Thompson came into office as Governor of Wisconsin in 1987 making a lot of talk about cutting the budget. While Politifact has ruled that "Wisconsin’s overall tax burden went down while [Thompson] served as governor from 1987 to 2001," his budgets from 1995 to 1999 contained $188 million in general tax increases. The 1995-97 budget also contained $120 million in increased fees.
A column by Bruce Murphy this week argues that taxes went up considerably during his tenure as governor.
"A study by the Legislative Fiscal Bureau found that in his first 12 years of office, state spending rose by 101 percent — more than twice the rate of inflation. ...(Dave Blaska blames a good deal of the increase in taxes on Thompson's Democratic predecessor, Tony Earl. But now that blaming one's predecessor is anathema to conservative thought, let's just ignore Mr. Blaska, shall we?)
"During Thompson’s first 12 years in office, the average Wisconsin citizen’s income tax payments rose by 127 percent — more than two-and-a-half times faster than inflation. Sales taxes rose by 90 percent, nearly twice as fast as inflation. As a study back then by the Wisconsin Taxpayers Alliance found, income taxes had soared because in 1986 the state stopped “indexing” the income tax rates to account for inflation."
The catch was that Thompson was so gosh-darned passionate about spending for some pet items that it overwhelmed his gosh-darned passion for cutting taxes. He pushed through a voucher plan to spend public tax money on private schools. His other passions included trains, state worker pensions, and concentrating power in the Governor's Office (in particular, asserting control over the Department of Natural Resources).
Wisconsin Works, or W-2, replacing Aid to Families with Dependent Children. Like President Obama's Health Care Reform, W-2 was extremely complicated, with a lot of moving parts; a program to extend health care benefits to low-income families with children was added to W-2 in 1999.

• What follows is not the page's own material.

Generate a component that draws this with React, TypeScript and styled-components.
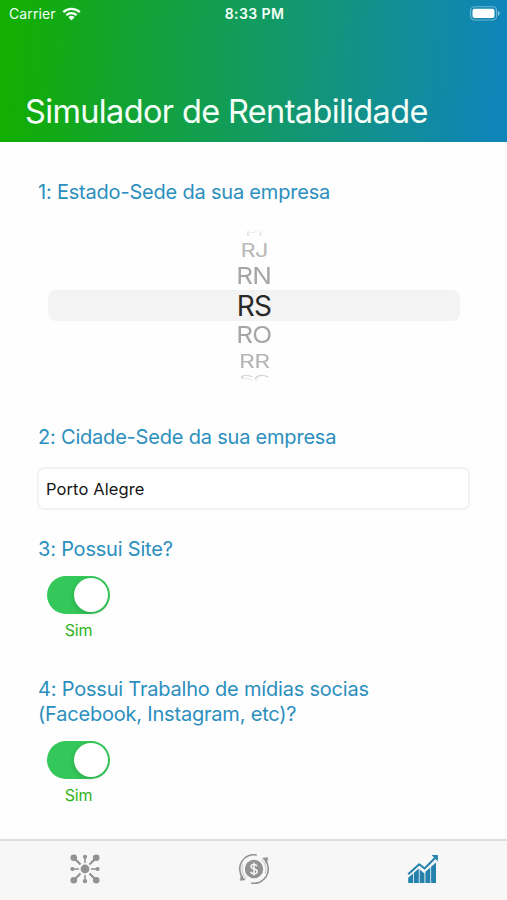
import React, { useState } from "react";
import styled, { createGlobalStyle } from "styled-components";

const GlobalStyle = createGlobalStyle`
  *, *::before, *::after { box-sizing: border-box; }
  body { margin: 0; background: #fff; font-family: Inter, "Liberation Sans", sans-serif; }
`;

const Screen = styled.div`
  width: 507px;
  height: 900px;
  display: flex;
  flex-direction: column;
  overflow: hidden;
  background: #fefefe;
`;

const Header = styled.header`
  height: 142px;
  flex: none;
  display: flex;
  flex-direction: column;
  justify-content: space-between;
  color: #f4fff8;
  background: linear-gradient(94deg, #12ae02 3%, #12a432 25%, #129b60 50%, #128f91 75%, #0f85ba 98%);
`;

const StatusBar = styled.div`
  display: grid;
  grid-template-columns: 1fr auto 1fr;
  align-items: center;
  height: 27px;
  padding: 0 7px 0 9px;
`;

const Carrier = styled.div`
  display: flex;
  align-items: center;
  gap: 6px;
  font-size: 14px;
  letter-spacing: 0.1px;
`;

const Clock = styled.div`
  font-size: 14px;
  font-weight: 600;
  letter-spacing: 0.4px;
`;

const BatterySlot = styled.div`
  display: flex;
  justify-content: flex-end;
`;

const Title = styled.h1`
  margin: 0;
  padding: 0 0 9px 25px;
  font-size: 32.5px;
  line-height: 42px;
  font-weight: 400;
  letter-spacing: -0.64px;
  white-space: nowrap;
`;

const Form = styled.main`
  flex: 1;
  min-height: 0;
  padding: 38px 37px 0 38px;
  display: flex;
  flex-direction: column;
`;

const Field = styled.section<{ $height: number }>`
  height: ${(p) => p.$height}px;
  flex: none;
`;

const Question = styled.h2`
  margin: 0;
  font-size: 20px;
  line-height: 25px;
  font-weight: 400;
  letter-spacing: -0.2px;
  color: #2b8fbe;
  white-space: nowrap;
`;

const Wheel = styled.div`
  margin: 20px 10px 0 10px;
  display: flex;
  flex-direction: column;
`;

const WheelRow = styled.div<{ $height: number; $selected?: boolean }>`
  height: ${(p) => p.$height}px;
  display: flex;
  align-items: center;
  justify-content: center;
  border-radius: ${(p) => (p.$selected ? 8 : 0)}px;
  background: ${(p) => (p.$selected ? "#f3f3f3" : "transparent")};
`;

const WheelText = styled.span<{ $x: number; $y: number; $color: string; $shift: number; $fade?: string }>`
  flex: none;
  font-size: 28px;
  line-height: 30px;
  letter-spacing: -0.8px;
  color: ${(p) => p.$color};
  transform: translateY(${(p) => p.$shift}px) scale(${(p) => p.$x}, ${(p) => p.$y});
  mask-image: ${(p) => p.$fade ?? "none"};
`;

const CityInput = styled.input`
  display: block;
  width: 433px;
  height: 43px;
  margin: 17px 0 0 -1px;
  padding: 0 7px;
  border: 2px solid #f2f2f2;
  border-radius: 7px;
  outline: none;
  background: #fff;
  color: #161616;
  font: 400 16.5px Inter, "Liberation Sans", sans-serif;
  letter-spacing: 0.1px;
`;

const SwitchGroup = styled.div`
  width: 63px;
  margin: 14px 0 0 9px;
  display: flex;
  flex-direction: column;
  align-items: center;
`;

const Track = styled.button<{ $on: boolean }>`
  width: 63px;
  height: 38px;
  padding: 2px;
  display: flex;
  justify-content: ${(p) => (p.$on ? "flex-end" : "flex-start")};
  border: 0;
  border-radius: 19px;
  background: ${(p) => (p.$on ? "#34c759" : "#e9e9ea")};
`;

const Knob = styled.span`
  width: 34px;
  height: 34px;
  border-radius: 50%;
  background: #fff;
  box-shadow: -1px 2px 5px rgba(0, 0, 0, 0.12);
`;

const SwitchLabel = styled.span`
  margin-top: 6px;
  font-size: 16px;
  line-height: 20px;
  letter-spacing: -0.2px;
  color: #2fb31d;
`;

const TabBar = styled.nav`
  height: 61px;
  flex: none;
  display: grid;
  grid-template-columns: repeat(3, 1fr);
  border-top: 2px solid #dfdfdf;
  background: #f7f7f7;
`;

const Tab = styled.a<{ $active?: boolean }>`
  display: flex;
  align-items: center;
  justify-content: center;
  padding-bottom: 3px;
  color: ${(p) => (p.$active ? "#2482ad" : "#929292")};
`;

const WifiIcon = () => (
  <svg width="19" height="14" viewBox="0 0 19 14" fill="currentColor">
    <path d="M.4 4.3a13.2 13.2 0 0 1 18.2 0L16.9 6a10.7 10.7 0 0 0-14.8 0z" />
    <path d="M3.5 7.4a8.7 8.7 0 0 1 12 0l-1.7 1.7a6.2 6.2 0 0 0-8.6 0z" />
    <path d="M6.4 10.3a4.5 4.5 0 0 1 6.2 0L9.5 13.6z" />
  </svg>
);

const BatteryIcon = () => (
  <svg width="30" height="15" viewBox="0 0 30 15">
    <rect x=".6" y=".8" width="26" height="13.2" rx="4" fill="none" stroke="#fff" strokeOpacity=".4" strokeWidth="1.1" />
    <rect x="2.5" y="2.8" width="22" height="9.2" rx="2" fill="#fff" />
    <path d="M28 5v4.8c1.1-.4 1.7-1.3 1.7-2.4S29.1 5.4 28 5z" fill="#fff" fillOpacity=".5" />
  </svg>
);

const NetworkIcon = () => (
  <svg width="32" height="32" viewBox="0 0 32 32" fill="currentColor" stroke="currentColor">
    <circle cx="16" cy="16" r="4.4" stroke="none" />
    <path d="M6 6l5.5 5.5M26 6l-5.5 5.5M6 26l5.5-5.5M26 26l-5.5-5.5" strokeWidth="2.2" />
    <path d="M16 4v6M16 22v6M4 16h6M22 16h6" strokeWidth="1.5" />
    <g stroke="none">
      <circle cx="4.8" cy="4.8" r="3.3" />
      <circle cx="27.2" cy="4.8" r="3.3" />
      <circle cx="4.8" cy="27.2" r="3.3" />
      <circle cx="27.2" cy="27.2" r="3.3" />
      <circle cx="16" cy="3.8" r="2.1" />
      <circle cx="16" cy="28.2" r="2.1" />
      <circle cx="3.4" cy="16" r="2.1" />
      <circle cx="28.6" cy="16" r="2.1" />
    </g>
  </svg>
);

const MoneyIcon = () => (
  <svg width="32" height="32" viewBox="0 0 32 32" fill="none" stroke="currentColor">
    <circle cx="16" cy="16" r="9.2" fill="currentColor" stroke="none" />
    <path d="M18.8 2A14.2 14.2 0 0 0 4.6 24.5M13.2 30A14.2 14.2 0 0 0 27.4 7.5" strokeWidth="1.6" />
    <path d="M8.5 25.2A12 12 0 0 1 4.8 11.5M23.5 6.8a12 12 0 0 1 3.7 13.7" strokeWidth=".5" />
    <path d="M24.6 5.2l5.2-.6-.8 5.2zM7.4 26.8l-5.2.6.8-5.2z" fill="currentColor" strokeWidth=".5" />
    <path d="M19 13.2c-.4-1.2-1.5-1.8-3-1.8-1.8 0-3 .9-3 2.2 0 3.3 6.2 1.5 6.2 4.8 0 1.4-1.3 2.3-3.2 2.3-1.7 0-2.9-.7-3.3-2M16 9.5v13" stroke="#f7f7f7" strokeWidth="1.5" />
  </svg>
);

const GrowthIcon = () => (
  <svg width="32" height="30" viewBox="0 0 32 30" fill="currentColor">
    <path d="M1.2 23.8l4.9-4.3V29H1.2zM6.9 18.8l4.9-4.3V29H6.9zM12.6 15.6l4.9 4V29h-4.9zM18.4 17.8l4.9-4.3V29h-4.9zM24.1 12.7l4.9-4.3V29h-4.9z" />
    <path d="M1.2 20.2L12.2 10.2l5.4 4.3L28 4" fill="none" stroke="currentColor" strokeWidth="2" />
    <path d="M24.6 1.1h6.3v6.3z" />
  </svg>
);

const states = [
  { name: "PI", height: 14, x: 0.72, y: 0.38, color: "#e0e0e0", shift: 0, fade: "linear-gradient(transparent 25%, #000 75%)" },
  { name: "RJ", height: 23, x: 0.84, y: 0.68, color: "#b9b9b9", shift: -1 },
  { name: "RN", height: 28, x: 0.93, y: 0.84, color: "#a6a6a6", shift: 0 },
  { name: "RS", height: 31, x: 1, y: 1, color: "#292929", shift: 0, selected: true },
  { name: "RO", height: 28, x: 0.93, y: 0.84, color: "#a6a6a6", shift: 0 },
  { name: "RR", height: 24, x: 0.88, y: 0.68, color: "#b6b6b6", shift: 0 },
  { name: "SC", height: 14, x: 0.84, y: 0.38, color: "#d4d4d4", shift: -1, fade: "linear-gradient(#000 30%, transparent 75%)" },
];

function YesNoSwitch({ label }: { label: string }) {
  const [on, setOn] = useState(true);
  return (
    <SwitchGroup>
      <Track type="button" role="switch" aria-checked={on} aria-label={label} $on={on} onClick={() => setOn(!on)}>
        <Knob />
      </Track>
      <SwitchLabel>{on ? "Sim" : "Não"}</SwitchLabel>
    </SwitchGroup>
  );
}

export default function App() {
  return (
    <>
      <GlobalStyle />
      <Screen>
        <Header>
          <StatusBar>
            <Carrier>
              Carrier
              <WifiIcon />
            </Carrier>
            <Clock>8:33 PM</Clock>
            <BatterySlot>
              <BatteryIcon />
            </BatterySlot>
          </StatusBar>
          <Title>Simulador de Rentabilidade</Title>
        </Header>
        <Form>
          <Field $height={245}>
            <Question>1: Estado-Sede da sua empresa</Question>
            <Wheel>
              {states.map((s) => (
                <WheelRow key={s.name} $height={s.height} $selected={s.selected}>
                  <WheelText $x={s.x} $y={s.y} $color={s.color} $shift={s.shift} $fade={s.fade}>
                    {s.name}
                  </WheelText>
                </WheelRow>
              ))}
            </Wheel>
          </Field>
          <Field $height={112}>
            <Question>2: Cidade-Sede da sua empresa</Question>
            <CityInput defaultValue="Porto Alegre" aria-label="Cidade" />
          </Field>
          <Field $height={140}>
            <Question>3: Possui Site?</Question>
            <YesNoSwitch label="Possui Site" />
          </Field>
          <Field $height={150}>
            <Question>
              4: Possui Trabalho de mídias socias
              <br />
              (Facebook, Instagram, etc)?
            </Question>
            <YesNoSwitch label="Possui Trabalho de mídias socias" />
          </Field>
        </Form>
        <TabBar>
          <Tab aria-label="Rede">
            <NetworkIcon />
          </Tab>
          <Tab aria-label="Finanças">
            <MoneyIcon />
          </Tab>
          <Tab aria-label="Simulador" $active>
            <GrowthIcon />
          </Tab>
        </TabBar>
      </Screen>
    </>
  );
}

But let's return to the issue of the measure of conservatism as it's defined today. Again, from Bruce Murphy:
"Thompson crowned his tenure as a tax-and-spend governor with the passage of an outrageous 1999 law that sweetened the state pension system’s payoff for Thompson and other veterans. The law was championed by union leaders and Thompson and passed by a bipartisan legislature, sweetening an already generous state pension plan at a long-term cost of $5.5 billion.While these pension plans won Thompson the endorsement of the state's public employee unions over his Democratic opponents in 1994 and 1998, they have not endeared him to the current Governor, whose first actions in office have been to unilaterally scuttle the agreements.
"As with the infamous Milwaukee County pension plan, Thompson’s was skewed to deliver the big benefits to the insiders, the employees with the biggest salaries and longest tenure. The lifetime value of Thompson’s already generous pension, for instance, grew by $111,000. "
In the end, Thompson left his successor, Scott McCallum a precariously balanced budget when he left for Washington D.C. in 2001.